After the church service we had lunch on the way home and then spent a quiet afternoon going through the photos from Saturday. When evening came we went to dinner with some friends and then I began the writing of today’s page before getting drawn into some Christmas movies on TV. The movies won, so I’m finishing up the writing the next morning. 🙂 Today’s photo is of the “supermoon” that rose in the night sky. Its nearness brings with it an appearance of larger size and brighter light. Because it “came near”, many people were out last night looking at it and taking photos — they didn’t want to miss it. Through the arrival of Christ that we celebrate at Christmas time, God came near to us and we would do well not to miss it.
As I reflect on the day, here are some thoughts/lessons that stand out to me:
- I am thankful when God gives me opportunities to preach — I ought to be thankful for all opportunities to share His Word and His love.
- Hope that can transform a life has to be more than just wishful thinking.

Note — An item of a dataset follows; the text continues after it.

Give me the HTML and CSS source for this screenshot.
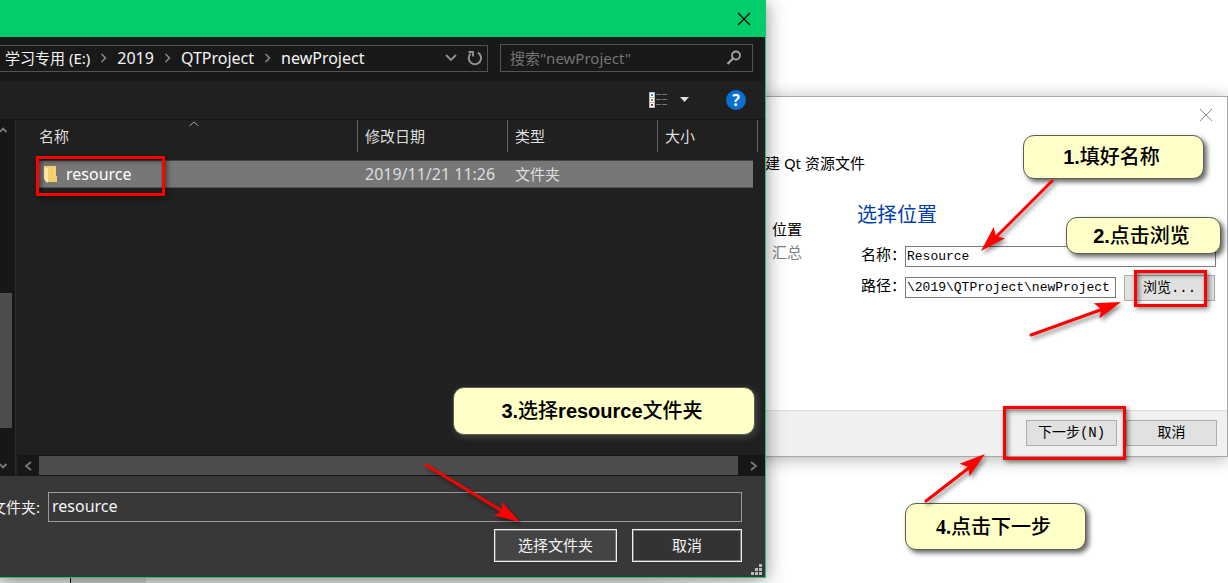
FILE: index.html
```html
<!DOCTYPE html>
<html lang="zh-CN">
<head>
<meta charset="utf-8">
<title>新建 Qt 资源文件</title>
<link rel="stylesheet" href="styles.css">
</head>
<body>
<main class="desktop">
  <div class="backdrop"><span class="backdrop-tab"></span></div>

  <section class="wizard" aria-label="新建 Qt 资源文件">
    <header class="wizard-top">
      <button class="icon-button" aria-label="关闭">
        <svg width="14" height="14" viewBox="0 0 14 14"><path d="M1 1l12 12M13 1L1 13" stroke="#8a8a8a" fill="none"/></svg>
      </button>
    </header>
    <h1 class="wizard-title">新建 Qt 资源文件</h1>
    <div class="wizard-body">
      <ol class="steps">
        <li>位置</li>
        <li class="step-pending">汇总</li>
      </ol>
      <form class="page">
        <h2 class="page-title">选择位置</h2>
        <div class="field">
          <label for="res-name">名称：</label>
          <input id="res-name" class="text-input" type="text" value="Resource">
        </div>
        <div class="field">
          <label for="res-path">路径：</label>
          <input id="res-path" class="text-input" type="text" value="\2019\QTProject\newProject">
          <button type="button" class="push-button">浏览...</button>
        </div>
      </form>
    </div>
    <footer class="wizard-footer">
      <button class="push-button">下一步(N)</button>
      <button class="push-button">取消</button>
    </footer>
  </section>

  <section class="picker" aria-label="选择文件夹">
    <header class="picker-title">
      <button class="icon-button" aria-label="关闭">
        <svg width="14" height="14" viewBox="0 0 14 14"><path d="M1 1l12 12M13 1L1 13" stroke="#000" stroke-width="1.2" fill="none"/></svg>
      </button>
    </header>
    <div class="address-row">
      <nav class="address" aria-label="路径">
        <a class="drive" href="#e">学习专用 (E:)</a>
        <svg class="crumb-sep" width="7" height="10" viewBox="0 0 7 10"><path d="M1.500 1l4 4-4 4" stroke="#8c8c8c" stroke-width="1.500" fill="none"/></svg>
        <a href="#2019">2019</a>
        <svg class="crumb-sep" width="7" height="10" viewBox="0 0 7 10"><path d="M1.500 1l4 4-4 4" stroke="#8c8c8c" stroke-width="1.500" fill="none"/></svg>
        <a href="#qt">QTProject</a>
        <svg class="crumb-sep" width="7" height="10" viewBox="0 0 7 10"><path d="M1.500 1l4 4-4 4" stroke="#8c8c8c" stroke-width="1.500" fill="none"/></svg>
        <a href="#new">newProject</a>
        <span class="address-tools">
          <button class="icon-button" aria-label="历史">
            <svg width="12" height="8" viewBox="0 0 12 8"><path d="M1 1l5 5 5-5" stroke="#929292" stroke-width="1.800" fill="none"/></svg>
          </button>
          <button class="icon-button" aria-label="刷新">
            <svg width="16" height="16" viewBox="0 0 16 16"><path d="M11 2.700A6.200 6.200 0 1 1 3.500 3.700" stroke="#929292" stroke-width="2" fill="none"/><path d="M1.500 2H6v4.500" stroke="#929292" stroke-width="1.800" fill="none"/></svg>
          </button>
        </span>
      </nav>
      <div class="search">
        <input type="search" aria-label="搜索" placeholder="搜索&quot;newProject&quot;">
        <svg width="16" height="16" viewBox="0 0 16 16"><circle cx="10" cy="5.500" r="4" stroke="#a5a5a5" stroke-width="1.800" fill="none"/><path d="M7 8.500L1.500 14" stroke="#a5a5a5" stroke-width="2.200"/></svg>
      </div>
    </div>
    <div class="toolbar">
      <button class="icon-button" aria-label="更改视图">
        <svg width="19" height="16" viewBox="0 0 19 16"><path d="M0 0h6v16H0z" fill="#b9b9b9"/><path d="M1 1h4v4H1zM1 6h4v4H1zM1 11h4v4H1z" fill="#fff"/><path d="M2 2h2v2H2z" fill="#3d83c4"/><path d="M2 7h2v2H2z" fill="#8a8f3a"/><path d="M2 12h2v2H2z" fill="#b5302a"/><path d="M7 2.500h5M13 2.500h5M7 7.500h5M13 7.500h5M7 12.500h5M13 12.500h5" stroke="#777"/></svg>
      </button>
      <button class="icon-button" aria-label="更多选项">
        <svg width="10" height="6" viewBox="0 0 10 6"><path d="M0 0h9L4.500 5z" fill="#dedede"/></svg>
      </button>
      <button class="help" aria-label="帮助">?</button>
    </div>
    <div class="browser">
      <div class="tree-scroll">
        <svg width="8" height="6" viewBox="0 0 8 6"><path d="M0 4.800L3 1.500l3.500 3.500" stroke="#7b7b7b" stroke-width="1.800" fill="none"/></svg>
        <span class="tree-thumb"></span>
        <svg width="8" height="6" viewBox="0 0 8 6"><path d="M0 1.200L3 4.500 6.500 1" stroke="#7b7b7b" stroke-width="1.800" fill="none"/></svg>
      </div>
      <div class="listing">
        <table class="files">
          <colgroup><col class="col-name"><col class="col-mid"><col class="col-mid"><col><col class="col-gutter"></colgroup>
          <thead>
            <tr>
              <th class="sorted">名称<svg class="sort-mark" width="10" height="6" viewBox="0 0 10 6"><path d="M.5 5l4.500-4 4.500 4" stroke="#a5a5a5" fill="none"/></svg></th>
              <th>修改日期</th><th>类型</th><th colspan="2">大小</th>
            </tr>
          </thead>
          <tbody>
            <tr>
              <td>
                <span class="file-name">
                  <svg width="14" height="18" viewBox="0 0 14 18"><path d="M0 1h12v10h1v6H4z" fill="#f3cf6b"/><path d="M0 1l4 3v14l-3-2V15L0 14z" fill="#ffe9a6"/><path d="M10 1h1v10h-1z" fill="#fbdc82"/></svg>
                  resource
                </span>
              </td>
              <td class="file-date">2019/11/21 11:26</td><td>文件夹</td><td></td><td class="gutter"></td>
            </tr>
          </tbody>
        </table>
        <div class="list-scroll">
          <svg width="8" height="10" viewBox="0 0 8 10"><path d="M7 1L2 5l5 4" stroke="#7b7b7b" stroke-width="1.800" fill="none"/></svg>
          <span class="list-thumb"></span>
          <svg width="8" height="10" viewBox="0 0 8 10"><path d="M1 1l5 4-5 4" stroke="#7b7b7b" stroke-width="1.800" fill="none"/></svg>
        </div>
      </div>
    </div>
    <footer class="picker-footer">
      <div class="folder-field">
        <label for="folder">文件夹:</label>
        <input id="folder" type="text" value="resource">
      </div>
      <div class="picker-actions">
        <button class="dark-button primary">选择文件夹</button>
        <button class="dark-button">取消</button>
      </div>
      <svg class="grip" width="12" height="12" viewBox="0 0 12 12"><path d="M8 0h3v3H8zM4 4h3v3H4zM8 4h3v3H8zM0 8h3v3H0zM4 8h3v3H4zM8 8h3v3H8z" fill="#bcbcbc"/></svg>
    </footer>
  </section>

  <span class="mark mark-folder"></span>
  <span class="mark mark-browse"></span>
  <span class="mark mark-next"></span>

  <p class="callout callout-name"><span><b>1.</b>填好名称</span></p>
  <p class="callout callout-browse"><span><b>2.</b>点击浏览</span></p>
  <p class="callout callout-folder"><span><b>3.</b>选择<b>resource</b>文件夹</span></p>
  <p class="callout callout-next"><span><b>4.</b>点击下一步</span></p>

  <svg class="arrows" width="1228" height="583" viewBox="0 0 1228 583" aria-hidden="true">
    <defs><path id="head" d="M0 0L-26-8-21 0-26 8z"/></defs>
    <g fill="#f00" stroke="none">
      <use href="#head" transform="translate(981 251) rotate(135)"/>
      <use href="#head" transform="translate(1121 302) rotate(-20)"/>
      <use href="#head" transform="translate(520 522) rotate(31)"/>
      <use href="#head" transform="translate(985 454) rotate(-38)"/>
    </g>
    <path d="M1052 181L996 237M1031 335L1103 309M426 465L502 511M926 501L970 467" stroke="#f00" stroke-width="3" stroke-linecap="round" fill="none"/>
  </svg>
</main>
</body>
</html>
```
FILE: styles.css
```css
* { box-sizing: border-box; }

body {
  margin: 0;
  background: #fff;
  font-family: "Noto Sans", "Noto Sans CJK SC", sans-serif;
  font-size: 15px;
  line-height: 20px;
}

h1, h2, p, ol { margin: 0; padding: 0; font-weight: normal; }
ol { list-style: none; }
button, input { font: inherit; color: inherit; margin: 0; border-radius: 0; }
a { color: inherit; text-decoration: none; }
svg { display: block; flex: none; }

.desktop {
  position: relative;
  min-height: 100vh;
  overflow: hidden;
}

.icon-button {
  display: flex;
  padding: 0;
  border: 0;
  background: none;
}

.backdrop {
  position: absolute;
  left: 0;
  bottom: 0;
  width: 750px;
  height: 6px;
  padding-left: 70px;
  background: linear-gradient(to right, #e9e9e9 85%, #fff);
}
.backdrop-tab {
  display: block;
  width: 76px;
  height: 6px;
  border-left: 1px solid #111;
  background: #d0d0d0;
}

/* Wizard window */
.wizard {
  position: absolute;
  left: 748px;
  top: 96px;
  width: 480px;
  border: 1px solid #a8a8a8;
  background: #fff;
  box-shadow: 0 2px 16px rgba(0, 0, 0, .3);
}
.wizard-top {
  display: flex;
  justify-content: flex-end;
  padding: 11px 14px 0;
}
.wizard-title {
  padding: 31px 0 0 1px;
  font-size: 15px;
  line-height: 20px;
}
.wizard-body {
  display: flex;
  gap: 55px;
  padding: 30px 11px 0 23px;
  font-family: "Liberation Mono", "Noto Sans CJK SC", monospace;
}
.steps {
  padding-top: 17px;
  line-height: 23px;
}
.step-pending { color: #808080; }
.page { flex: 1; }
.page-title {
  margin-bottom: 10px;
  color: #003fad;
  font-size: 20px;
  line-height: 28px;
}
.field {
  display: flex;
  align-items: center;
  height: 31px;
  padding-left: 4px;
}
.field label { width: 44px; white-space: nowrap; }
.text-input {
  flex: 1;
  min-width: 0;
  height: 21px;
  padding: 0 1px;
  border: 1px solid #7a7a7a;
  background: #fff;
  font-size: 13px;
}
.push-button {
  width: 91px;
  height: 26px;
  padding: 0;
  border: 1px solid #adadad;
  background: #e1e1e1;
  font-size: 14px;
}
.field .push-button { margin: 0 1px 0 8px; }
.wizard-footer {
  display: flex;
  justify-content: flex-end;
  gap: 9px;
  margin-top: 107px;
  padding: 9px 10px 10px;
  border-top: 1px solid #dfdfdf;
  background: #f0f0f0;
  font-family: "Liberation Mono", "Noto Sans CJK SC", monospace;
}

/* Folder picker window */
.picker {
  position: absolute;
  left: 0;
  top: 0;
  width: 766px;
  border: solid #2bbd78;
  border-width: 0 1px 1px 0;
  background: #202020;
  color: #f5f5f5;
  box-shadow: 0 2px 18px rgba(0, 0, 0, .45);
}
.picker-title {
  display: flex;
  align-items: center;
  justify-content: flex-end;
  height: 37px;
  padding-right: 14px;
  background: #03cd6b;
}
.address-row {
  display: flex;
  align-items: center;
  gap: 12px;
  height: 44px;
  padding: 0 12px 2px 0;
  background: #191919;
}
.address {
  display: flex;
  flex: 1;
  align-items: center;
  height: 27px;
  padding: 0 4px 1px 5px;
  border: solid #535353;
  border-width: 1px 1px 1px 0;
  font-size: 16px;
  white-space: nowrap;
}
.address .drive { font-size: 15px; }
.crumb-sep { margin: 0 10px; }
.address-tools {
  display: flex;
  align-items: center;
  gap: 10px;
  margin-left: auto;
}
.search {
  display: flex;
  align-items: center;
  width: 253px;
  height: 28px;
  padding: 0 10px 0 9px;
  border: 1px solid #535353;
}
.search input {
  flex: 1;
  min-width: 0;
  padding: 0;
  border: 0;
  outline: 0;
  background: none;
}
.search input::placeholder { color: #747474; opacity: 1; }
.toolbar {
  display: flex;
  align-items: center;
  justify-content: flex-end;
  height: 39px;
  padding-right: 19px;
  border-bottom: 1px solid #171717;
}
.toolbar .icon-button { margin-right: 12px; }
.help {
  width: 20px;
  height: 20px;
  margin-left: 24px;
  padding: 0;
  border: 0;
  border-radius: 50%;
  background: #0a6fd0;
  color: #fff;
  font-size: 16px;
  font-weight: bold;
  line-height: 20px;
}
.browser {
  display: flex;
  height: 356px;
}
.tree-scroll {
  display: flex;
  flex-direction: column;
  width: 16px;
  padding: 7px 0;
  border-right: 1px solid #2b2b2b;
  background: #171717;
}
.tree-thumb {
  width: 12px;
  height: 135px;
  margin: auto 0 35px;
  background: #4d4d4d;
}
.listing {
  display: flex;
  flex: 1;
  flex-direction: column;
  justify-content: space-between;
}
.files {
  width: 721px;
  margin-left: 21px;
  border-spacing: 0;
  table-layout: fixed;
}
.col-name { width: 321px; }
.col-mid { width: 150px; }
.col-gutter { width: 5px; }
.files th {
  height: 32px;
  padding: 0 0 0 7px;
  border-right: 1px solid #636363;
  color: #dedede;
  font-weight: normal;
  text-align: left;
}
.files th.sorted { position: relative; padding-left: 2px; }
.sort-mark { position: absolute; left: 152px; top: 1px; }
.files tbody::before {
  display: block;
  height: 8px;
  content: "";
}
.files td {
  height: 28px;
  padding: 0 0 0 7px;
  border-top: 1px solid #444;
  border-bottom: 1px solid #555;
  background: #777;
  color: #dedede;
  white-space: nowrap;
}
.files td.gutter {
  padding: 0;
  border: 0;
  background: none;
}
.file-name {
  display: flex;
  align-items: center;
  gap: 8px;
  color: #fff;
}
.file-name, .files .file-date { font-size: 16px; }
.list-scroll {
  display: flex;
  align-items: center;
  height: 21px;
  margin-left: 2px;
  padding: 0 7px 0 6px;
  border: solid #151515;
  border-width: 1px 0;
  background: #171717;
}
.list-thumb {
  flex: 1;
  align-self: stretch;
  margin: 0 12px 0 7px;
  background: #4d4d4d;
}
.picker-footer {
  position: relative;
  padding: 16px 23px 15px 0;
  background: #383838;
}
.folder-field { display: flex; align-items: center; }
.folder-field label {
  display: flex;
  justify-content: flex-end;
  width: 40px;
  margin-right: 8px;
  white-space: nowrap;
}
.folder-field input {
  flex: 1;
  height: 30px;
  padding: 0 3px 3px;
  border: 1px solid #9b9b9b;
  background: #383838;
  font-size: 16px;
}
.picker-actions {
  display: flex;
  justify-content: flex-end;
  gap: 15px;
  margin-top: 7px;
}
.dark-button {
  width: 110px;
  height: 33px;
  padding: 0 0 2px;
  border: 1px solid #f0f0f0;
  outline: 1px solid #777;
  outline-offset: -2px;
  background: #333;
}
.dark-button.primary { width: 123px; background: #444; }
.grip { position: absolute; right: 2px; bottom: 1px; }

/* Annotations */
.mark {
  position: absolute;
  border: 3px solid #f00;
  box-shadow: 2px 2px 5px rgba(0, 0, 0, .5), inset 2px 2px 5px rgba(0, 0, 0, .5);
}
.mark-folder { left: 36px; top: 156px; width: 129px; height: 40px; }
.mark-browse { left: 1134px; top: 270px; width: 73px; height: 37px; }
.mark-next { left: 1003px; top: 406px; width: 123px; height: 54px; }

.callout {
  position: absolute;
  display: flex;
  align-items: center;
  justify-content: center;
  padding-right: 4px;
  border: 1px solid #5e5e4e;
  border-radius: 11px;
  background: #ffffc8;
  box-shadow: 3px 3px 5px rgba(0, 0, 0, .6);
  color: #000;
  font-family: "Liberation Sans", "Noto Sans CJK SC", sans-serif;
  font-size: 20px;
  font-weight: 500;
  line-height: 28px;
  white-space: nowrap;
}
.callout-name { left: 1023px; top: 135px; width: 181px; height: 44px; }
.callout-browse { left: 1066px; top: 217px; width: 155px; height: 37px; }
.callout-folder {
  left: 453px;
  top: 387px;
  width: 302px;
  height: 48px;
  box-shadow: 2px 2px 7px rgba(110, 110, 110, .5);
}
.callout-next {
  left: 905px;
  top: 503px;
  width: 181px;
  height: 47px;
  font-family: "Liberation Serif", "Noto Sans CJK SC", serif;
}

.arrows {
  position: absolute;
  left: 0;
  top: 0;
  pointer-events: none;
  filter: drop-shadow(2px 3px 2px rgba(0, 0, 0, .45));
}
```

- My hope in Christ is made sure by a God who always keeps His promises.
- There is no healing more necessary that to be made right with God.
- God has given a great opportunity to all mankind — that we may draw near to Him because He first drew near to us.
- As God’s children, you and I have great purpose. Part of that purpose is to live and talk in such a way that He is made known in our life.
- In Christ, eternity with God is already taking place in our life. We would do well to live with an awareness of His presence.
- God drew near to mankind by sending His Son, Jesus, to live and walk among us. Today He draws near to mankind by sending His Spirit to live and walk among people through us.